• Provided entries:
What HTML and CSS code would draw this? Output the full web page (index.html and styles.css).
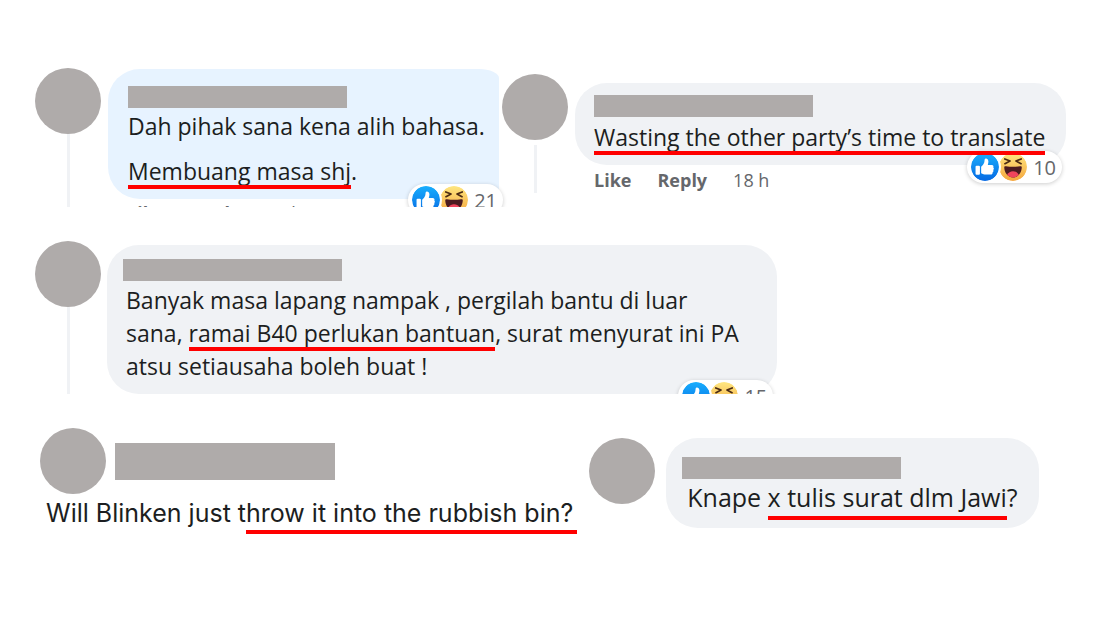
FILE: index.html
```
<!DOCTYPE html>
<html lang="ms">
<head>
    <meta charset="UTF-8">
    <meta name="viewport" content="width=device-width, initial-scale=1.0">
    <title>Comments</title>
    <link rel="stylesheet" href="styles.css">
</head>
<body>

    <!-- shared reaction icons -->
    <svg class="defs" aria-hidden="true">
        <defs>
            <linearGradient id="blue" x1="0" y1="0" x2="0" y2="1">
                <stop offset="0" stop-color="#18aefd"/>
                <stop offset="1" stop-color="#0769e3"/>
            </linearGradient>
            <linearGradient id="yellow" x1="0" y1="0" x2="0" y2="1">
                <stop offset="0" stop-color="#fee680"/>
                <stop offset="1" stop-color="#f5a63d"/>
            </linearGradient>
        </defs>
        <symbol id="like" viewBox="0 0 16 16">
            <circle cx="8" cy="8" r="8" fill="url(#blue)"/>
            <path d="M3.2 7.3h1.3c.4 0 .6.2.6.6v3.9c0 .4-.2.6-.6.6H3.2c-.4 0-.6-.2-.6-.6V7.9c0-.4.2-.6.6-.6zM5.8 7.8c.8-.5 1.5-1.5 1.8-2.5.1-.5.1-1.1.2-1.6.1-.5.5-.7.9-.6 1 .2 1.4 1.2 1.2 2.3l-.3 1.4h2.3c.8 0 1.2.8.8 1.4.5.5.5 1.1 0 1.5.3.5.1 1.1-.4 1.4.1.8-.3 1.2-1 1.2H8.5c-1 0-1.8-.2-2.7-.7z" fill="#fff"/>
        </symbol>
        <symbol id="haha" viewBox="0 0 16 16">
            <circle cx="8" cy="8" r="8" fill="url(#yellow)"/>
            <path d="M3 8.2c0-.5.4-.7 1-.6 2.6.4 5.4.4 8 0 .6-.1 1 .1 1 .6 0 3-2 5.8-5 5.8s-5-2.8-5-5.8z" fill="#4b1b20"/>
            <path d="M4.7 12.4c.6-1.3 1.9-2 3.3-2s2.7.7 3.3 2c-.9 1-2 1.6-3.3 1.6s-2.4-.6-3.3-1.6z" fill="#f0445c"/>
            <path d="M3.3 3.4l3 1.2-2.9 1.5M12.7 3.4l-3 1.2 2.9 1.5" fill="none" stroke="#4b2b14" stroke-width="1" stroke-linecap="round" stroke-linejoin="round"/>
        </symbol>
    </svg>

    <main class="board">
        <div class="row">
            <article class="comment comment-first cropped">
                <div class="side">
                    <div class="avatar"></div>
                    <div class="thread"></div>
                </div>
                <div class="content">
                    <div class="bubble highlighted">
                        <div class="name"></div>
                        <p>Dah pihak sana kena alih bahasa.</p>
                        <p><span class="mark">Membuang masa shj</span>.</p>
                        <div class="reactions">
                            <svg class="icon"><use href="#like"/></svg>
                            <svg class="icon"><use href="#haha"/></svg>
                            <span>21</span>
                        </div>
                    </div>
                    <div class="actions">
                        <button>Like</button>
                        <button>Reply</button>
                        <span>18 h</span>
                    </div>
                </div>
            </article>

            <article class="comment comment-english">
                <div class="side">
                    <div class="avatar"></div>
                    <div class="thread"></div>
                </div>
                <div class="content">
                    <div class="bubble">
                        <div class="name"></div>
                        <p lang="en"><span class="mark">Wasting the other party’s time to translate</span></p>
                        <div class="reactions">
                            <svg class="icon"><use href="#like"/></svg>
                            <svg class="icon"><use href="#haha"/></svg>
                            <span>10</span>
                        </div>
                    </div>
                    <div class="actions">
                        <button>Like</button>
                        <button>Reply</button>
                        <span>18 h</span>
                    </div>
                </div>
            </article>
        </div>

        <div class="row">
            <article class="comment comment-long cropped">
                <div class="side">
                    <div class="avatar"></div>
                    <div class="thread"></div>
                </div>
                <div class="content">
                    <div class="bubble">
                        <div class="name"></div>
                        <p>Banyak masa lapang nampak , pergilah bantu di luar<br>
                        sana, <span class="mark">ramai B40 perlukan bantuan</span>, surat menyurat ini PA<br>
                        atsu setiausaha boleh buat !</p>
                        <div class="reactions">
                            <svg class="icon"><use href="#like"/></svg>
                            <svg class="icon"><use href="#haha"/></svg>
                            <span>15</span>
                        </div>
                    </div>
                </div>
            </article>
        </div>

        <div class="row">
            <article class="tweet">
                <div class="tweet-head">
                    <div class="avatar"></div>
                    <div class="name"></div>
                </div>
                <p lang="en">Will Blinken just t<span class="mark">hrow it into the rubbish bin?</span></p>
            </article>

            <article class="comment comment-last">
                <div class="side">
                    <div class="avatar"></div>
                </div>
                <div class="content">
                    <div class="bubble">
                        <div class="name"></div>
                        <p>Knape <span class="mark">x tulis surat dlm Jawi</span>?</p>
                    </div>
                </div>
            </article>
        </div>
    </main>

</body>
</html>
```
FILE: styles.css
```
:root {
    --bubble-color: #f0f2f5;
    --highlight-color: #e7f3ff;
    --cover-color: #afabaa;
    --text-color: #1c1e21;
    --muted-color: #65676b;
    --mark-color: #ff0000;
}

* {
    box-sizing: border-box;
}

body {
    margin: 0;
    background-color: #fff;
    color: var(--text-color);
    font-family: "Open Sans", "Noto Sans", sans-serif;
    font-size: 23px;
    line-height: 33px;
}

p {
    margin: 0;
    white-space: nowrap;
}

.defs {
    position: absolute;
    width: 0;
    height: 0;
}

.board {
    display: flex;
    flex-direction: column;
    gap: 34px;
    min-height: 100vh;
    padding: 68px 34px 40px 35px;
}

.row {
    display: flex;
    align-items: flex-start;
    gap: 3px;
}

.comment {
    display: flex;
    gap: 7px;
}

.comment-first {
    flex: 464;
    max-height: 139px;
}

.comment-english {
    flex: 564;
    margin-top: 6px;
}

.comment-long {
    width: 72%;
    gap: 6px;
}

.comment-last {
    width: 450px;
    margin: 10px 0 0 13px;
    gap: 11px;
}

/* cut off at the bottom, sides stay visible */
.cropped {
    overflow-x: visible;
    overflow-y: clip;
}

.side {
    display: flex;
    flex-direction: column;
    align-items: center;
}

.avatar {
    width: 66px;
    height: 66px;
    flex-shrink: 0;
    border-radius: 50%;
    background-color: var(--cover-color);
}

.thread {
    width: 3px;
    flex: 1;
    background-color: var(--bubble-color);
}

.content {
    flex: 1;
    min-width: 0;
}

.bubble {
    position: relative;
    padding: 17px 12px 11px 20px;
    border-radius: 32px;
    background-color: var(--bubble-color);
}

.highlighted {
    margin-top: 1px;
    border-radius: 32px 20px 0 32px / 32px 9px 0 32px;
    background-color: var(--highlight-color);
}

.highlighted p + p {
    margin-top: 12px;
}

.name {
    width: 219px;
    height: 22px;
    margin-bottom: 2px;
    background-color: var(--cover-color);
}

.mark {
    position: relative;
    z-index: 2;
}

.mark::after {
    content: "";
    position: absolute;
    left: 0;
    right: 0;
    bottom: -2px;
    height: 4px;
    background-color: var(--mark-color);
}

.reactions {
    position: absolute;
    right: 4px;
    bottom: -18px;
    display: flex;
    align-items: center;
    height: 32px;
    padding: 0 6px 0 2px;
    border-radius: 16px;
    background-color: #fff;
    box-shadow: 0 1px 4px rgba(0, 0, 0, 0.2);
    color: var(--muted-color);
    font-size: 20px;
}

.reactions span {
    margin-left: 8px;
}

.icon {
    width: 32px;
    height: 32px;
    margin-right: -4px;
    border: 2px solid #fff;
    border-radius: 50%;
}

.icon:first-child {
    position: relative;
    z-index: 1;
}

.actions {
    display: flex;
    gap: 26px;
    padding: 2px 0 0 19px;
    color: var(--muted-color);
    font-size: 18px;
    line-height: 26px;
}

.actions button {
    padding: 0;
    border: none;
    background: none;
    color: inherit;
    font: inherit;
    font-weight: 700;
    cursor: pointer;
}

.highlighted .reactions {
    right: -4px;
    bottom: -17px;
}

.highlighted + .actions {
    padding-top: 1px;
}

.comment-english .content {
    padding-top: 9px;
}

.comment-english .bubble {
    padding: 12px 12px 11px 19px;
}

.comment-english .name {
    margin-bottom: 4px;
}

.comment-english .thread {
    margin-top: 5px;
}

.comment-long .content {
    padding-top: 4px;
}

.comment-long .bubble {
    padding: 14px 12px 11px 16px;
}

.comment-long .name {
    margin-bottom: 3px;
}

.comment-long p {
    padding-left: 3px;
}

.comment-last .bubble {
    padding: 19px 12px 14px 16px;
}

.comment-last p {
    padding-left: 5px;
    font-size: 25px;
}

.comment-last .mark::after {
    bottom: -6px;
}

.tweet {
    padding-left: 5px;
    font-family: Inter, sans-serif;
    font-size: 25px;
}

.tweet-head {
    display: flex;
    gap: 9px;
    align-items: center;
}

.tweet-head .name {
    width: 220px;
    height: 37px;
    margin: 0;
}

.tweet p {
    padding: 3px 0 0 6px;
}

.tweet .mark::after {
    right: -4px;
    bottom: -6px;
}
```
* * *
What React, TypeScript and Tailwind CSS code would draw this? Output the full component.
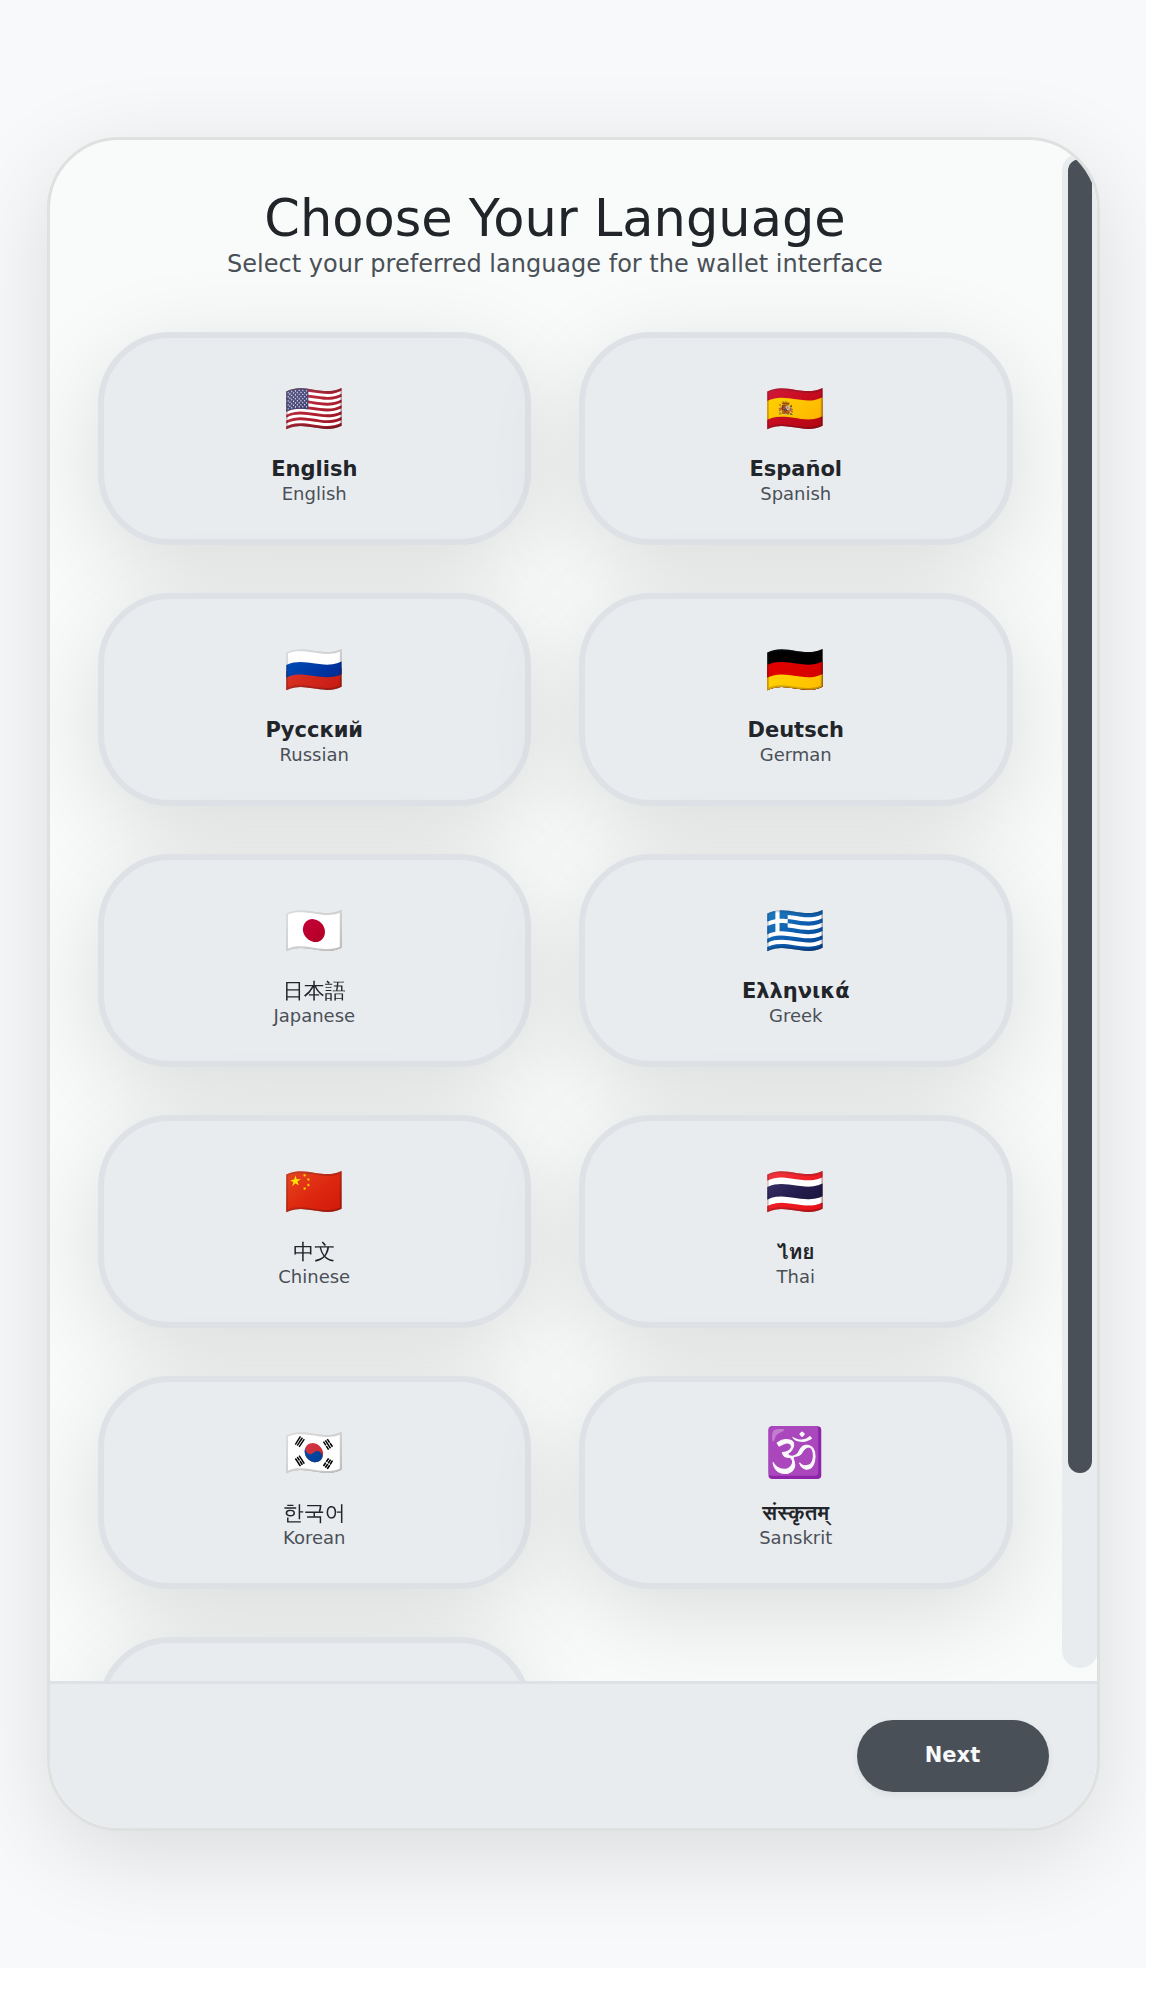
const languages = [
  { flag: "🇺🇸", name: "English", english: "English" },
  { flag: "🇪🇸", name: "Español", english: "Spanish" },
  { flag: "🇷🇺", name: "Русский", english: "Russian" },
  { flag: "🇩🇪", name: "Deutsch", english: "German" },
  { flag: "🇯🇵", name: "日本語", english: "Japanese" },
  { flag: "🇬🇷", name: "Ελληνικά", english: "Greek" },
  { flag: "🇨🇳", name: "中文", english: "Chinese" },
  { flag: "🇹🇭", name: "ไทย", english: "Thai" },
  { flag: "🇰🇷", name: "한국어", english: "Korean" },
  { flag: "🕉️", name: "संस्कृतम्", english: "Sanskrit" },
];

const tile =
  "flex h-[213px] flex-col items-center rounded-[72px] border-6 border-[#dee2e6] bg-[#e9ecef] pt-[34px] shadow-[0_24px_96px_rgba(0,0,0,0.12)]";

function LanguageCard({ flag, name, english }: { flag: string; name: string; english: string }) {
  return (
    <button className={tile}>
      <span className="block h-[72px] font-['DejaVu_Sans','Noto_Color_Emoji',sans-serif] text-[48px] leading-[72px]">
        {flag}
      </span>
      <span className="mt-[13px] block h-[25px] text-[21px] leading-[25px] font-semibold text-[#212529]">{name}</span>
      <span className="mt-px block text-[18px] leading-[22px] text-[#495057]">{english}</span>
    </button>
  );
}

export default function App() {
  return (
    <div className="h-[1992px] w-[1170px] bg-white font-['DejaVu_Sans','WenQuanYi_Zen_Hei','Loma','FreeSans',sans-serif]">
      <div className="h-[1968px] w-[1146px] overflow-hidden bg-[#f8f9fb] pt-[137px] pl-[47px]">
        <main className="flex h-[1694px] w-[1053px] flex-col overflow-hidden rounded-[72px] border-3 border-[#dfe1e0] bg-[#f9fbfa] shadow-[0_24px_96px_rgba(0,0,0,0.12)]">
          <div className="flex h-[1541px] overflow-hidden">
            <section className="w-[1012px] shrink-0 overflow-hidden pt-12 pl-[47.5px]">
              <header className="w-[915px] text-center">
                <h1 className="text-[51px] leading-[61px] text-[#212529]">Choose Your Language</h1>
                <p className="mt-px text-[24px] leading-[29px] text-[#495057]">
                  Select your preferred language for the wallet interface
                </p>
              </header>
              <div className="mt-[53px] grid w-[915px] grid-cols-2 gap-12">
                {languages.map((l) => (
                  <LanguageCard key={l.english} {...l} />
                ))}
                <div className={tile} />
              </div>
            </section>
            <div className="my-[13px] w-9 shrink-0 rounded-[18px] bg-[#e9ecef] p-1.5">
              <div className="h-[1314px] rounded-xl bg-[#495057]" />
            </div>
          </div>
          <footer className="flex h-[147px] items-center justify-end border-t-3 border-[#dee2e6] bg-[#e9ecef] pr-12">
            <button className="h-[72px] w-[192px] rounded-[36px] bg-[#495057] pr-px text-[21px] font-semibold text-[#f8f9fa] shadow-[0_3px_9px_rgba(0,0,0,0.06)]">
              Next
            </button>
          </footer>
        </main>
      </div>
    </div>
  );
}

• Exercise: Make an exact copy of only the lines from the one with "What React, TypeScript" through the one with "h-[213px] flex-col items-center". Pictures don't belong in it.

• Task answer:
What React, TypeScript and Tailwind CSS code would draw this? Output the full component.
const languages = [
  { flag: "🇺🇸", name: "English", english: "English" },
  { flag: "🇪🇸", name: "Español", english: "Spanish" },
  { flag: "🇷🇺", name: "Русский", english: "Russian" },
  { flag: "🇩🇪", name: "Deutsch", english: "German" },
  { flag: "🇯🇵", name: "日本語", english: "Japanese" },
  { flag: "🇬🇷", name: "Ελληνικά", english: "Greek" },
  { flag: "🇨🇳", name: "中文", english: "Chinese" },
  { flag: "🇹🇭", name: "ไทย", english: "Thai" },
  { flag: "🇰🇷", name: "한국어", english: "Korean" },
  { flag: "🕉️", name: "संस्कृतम्", english: "Sanskrit" },
];

const tile =
  "flex h-[213px] flex-col items-center rounded-[72px] border-6 border-[#dee2e6] bg-[#e9ecef] pt-[34px] shadow-[0_24px_96px_rgba(0,0,0,0.12)]";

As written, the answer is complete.